Frugal Healthy Recipe: Asian Roast Salmon & Stir Fried Vegetables

Submitted By Helen Chin Lui 
Prep Time: 10 Minutes
Marinade time: 30 minutes
Bakel Time: 13-17 minutes at 450 degrees

2 Tablespoons of either low-sodium, gluten free, light soy sauce
2 Tablespoons of sake or white wine
1 Tablespoons of honey
1 ½ teaspoons minced fresh ginger
1 Tablespoon minced green onion
1 teaspoon dark sesame oil
2 4-6 oz salmon fillets, skin on

Mix together soy sauce, sake or wine, honey, ginger, green onion, and sesame oil. Place salmon fillets in plastic bag or swallow dish, pour marinade over fish and refrigerate 30 minutes.
Preheat oven to 450 degree. Place salmon fillets, skin side down on foil lined baking sheet. Roast 13-17 minutes, depending on thickness of fillets. For medium rare, about 12 minutes with a spatula press the middle of fillet, if there is a slight resistance, it is done.
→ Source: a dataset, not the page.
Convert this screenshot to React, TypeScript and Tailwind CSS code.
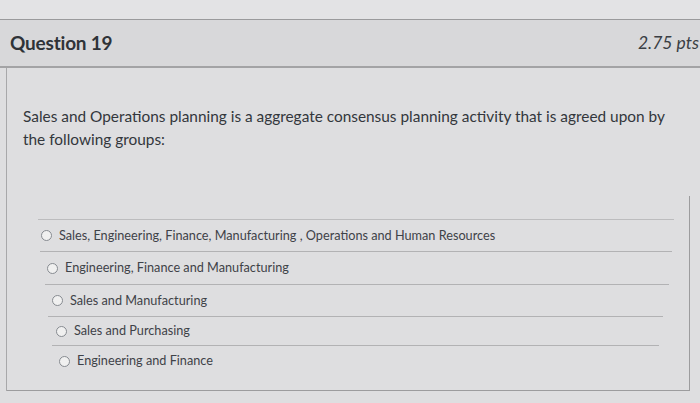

No resistance -well done. Place fish on platter.
Serve with either white, brown, wild rice and stir-fried vegetables.

Stir Fried Vegetables
1 small sliced red pepper
1 large carrot, diagonal thinly sliced
½ pound of either pea pods or sugar snap peas (strings removed)
1 or 2 cloves crushed garlic
Salt and pepper to taste
Heat a frying pan. Pour enough olive oil to coat the bottom. Light fry the garlic. Put in all of the vegetables. Stir fry for about 2-3 minutes. Season accordingly. The vegetables will have a lovely crunch.